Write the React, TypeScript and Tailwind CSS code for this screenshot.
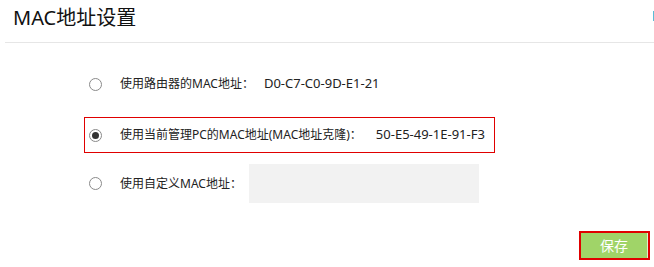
import { useState } from 'react';

type Mode = 'router' | 'pc' | 'custom';

function Radio({ checked, onClick }: { checked: boolean; onClick: () => void }) {
  return (
    <button
      type="button"
      onClick={onClick}
      className="flex h-[13px] w-[13px] shrink-0 items-center justify-center rounded-full border border-[#8a8a8a] bg-white"
    >
      {checked && <span className="h-[7px] w-[7px] rounded-full bg-[#333]" />}
    </button>
  );
}

export default function App() {
  const [mode, setMode] = useState<Mode>('pc');
  const [custom, setCustom] = useState('');

  const rowBase = 'ml-[84px] flex items-center pl-[4px] border';

  return (
    <div
      className="h-[267px] w-[654px] bg-white text-[#222]"
      style={{ fontFamily: '"Noto Sans", "Noto Sans CJK SC", sans-serif' }}
    >
      {/* Header */}
      <div className="flex h-[42px] items-start justify-between">
        <h1 className="ml-[13px] mt-[3px] text-[20px] leading-[30px] font-normal text-[#111]">MAC地址设置</h1>
        <div className="mt-[11px] h-[10px] w-px bg-[#5bbcd6]" />
      </div>
      <div className="ml-[5px] h-px bg-[#e6e6e6]" />

      {/* Options */}
      <div className="flex flex-col text-[12px]">
        <div className={`${rowBase} mt-[23px] h-[36px] w-[411px] border-transparent`}>
          <Radio checked={mode === 'router'} onClick={() => setMode('router')} />
          <span className="ml-[18px]">使用路由器的MAC地址：</span>
          <span className="ml-[10px] text-[13px]">D0-C7-C0-9D-E1-21</span>
        </div>

        <div
          className={`${rowBase} mt-[15px] h-[36px] w-[411px] ${mode === 'pc' ? 'border-[#e00000]' : 'border-transparent'}`}
        >
          <Radio checked={mode === 'pc'} onClick={() => setMode('pc')} />
          <span className="ml-[18px]">使用当前管理PC的MAC地址(MAC地址克隆)：</span>
          <span className="ml-[14px] text-[13px]">50-E5-49-1E-91-F3</span>
        </div>

        <div className={`${rowBase} mt-[11px] h-[39px] w-[411px] border-transparent`}>
          <Radio checked={mode === 'custom'} onClick={() => setMode('custom')} />
          <span className="ml-[18px]">使用自定义MAC地址：</span>
          <input
            value={custom}
            onChange={(e) => setCustom(e.target.value)}
            className="ml-[7px] h-[39px] w-[230px] bg-[#f2f2f2] px-2 text-[12px] outline-none"
          />
        </div>
      </div>

      {/* Footer */}
      <div className="mt-[28px] flex justify-end pr-[4px]">
        <div className="flex h-[29px] w-[71px] border-2 border-solid border-[#e00000] bg-white">
          <button type="button" className="h-full flex-1 bg-[#a0d468] text-[14px] text-white">
            保存
          </button>
          <div className="w-px bg-[#dff0cc]" />
        </div>
      </div>
    </div>
  );
}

* Problem
Retype everything in the material word for word, minus pictures.

* Response
Write the React, TypeScript and Tailwind CSS code for this screenshot.
import { useState } from 'react';

type Mode = 'router' | 'pc' | 'custom';

function Radio({ checked, onClick }: { checked: boolean; onClick: () => void }) {
  return (
    <button
      type="button"
      onClick={onClick}
      className="flex h-[13px] w-[13px] shrink-0 items-center justify-center rounded-full border border-[#8a8a8a] bg-white"
    >
      {checked && <span className="h-[7px] w-[7px] rounded-full bg-[#333]" />}
    </button>
  );
}

export default function App() {
  const [mode, setMode] = useState<Mode>('pc');
  const [custom, setCustom] = useState('');

  const rowBase = 'ml-[84px] flex items-center pl-[4px] border';

  return (
    <div
      className="h-[267px] w-[654px] bg-white text-[#222]"
      style={{ fontFamily: '"Noto Sans", "Noto Sans CJK SC", sans-serif' }}
    >
      {/* Header */}
      <div className="flex h-[42px] items-start justify-between">
        <h1 className="ml-[13px] mt-[3px] text-[20px] leading-[30px] font-normal text-[#111]">MAC地址设置</h1>
        <div className="mt-[11px] h-[10px] w-px bg-[#5bbcd6]" />
      </div>
      <div className="ml-[5px] h-px bg-[#e6e6e6]" />

      {/* Options */}
      <div className="flex flex-col text-[12px]">
        <div className={`${rowBase} mt-[23px] h-[36px] w-[411px] border-transparent`}>
          <Radio checked={mode === 'router'} onClick={() => setMode('router')} />
          <span className="ml-[18px]">使用路由器的MAC地址：</span>
          <span className="ml-[10px] text-[13px]">D0-C7-C0-9D-E1-21</span>
        </div>

        <div
          className={`${rowBase} mt-[15px] h-[36px] w-[411px] ${mode === 'pc' ? 'border-[#e00000]' : 'border-transparent'}`}
        >
          <Radio checked={mode === 'pc'} onClick={() => setMode('pc')} />
          <span className="ml-[18px]">使用当前管理PC的MAC地址(MAC地址克隆)：</span>
          <span className="ml-[14px] text-[13px]">50-E5-49-1E-91-F3</span>
        </div>

        <div className={`${rowBase} mt-[11px] h-[39px] w-[411px] border-transparent`}>
          <Radio checked={mode === 'custom'} onClick={() => setMode('custom')} />
          <span className="ml-[18px]">使用自定义MAC地址：</span>
          <input
            value={custom}
            onChange={(e) => setCustom(e.target.value)}
            className="ml-[7px] h-[39px] w-[230px] bg-[#f2f2f2] px-2 text-[12px] outline-none"
          />
        </div>
      </div>

      {/* Footer */}
      <div className="mt-[28px] flex justify-end pr-[4px]">
        <div className="flex h-[29px] w-[71px] border-2 border-solid border-[#e00000] bg-white">
          <button type="button" className="h-full flex-1 bg-[#a0d468] text-[14px] text-white">
            保存
          </button>
          <div className="w-px bg-[#dff0cc]" />
        </div>
      </div>
    </div>
  );
}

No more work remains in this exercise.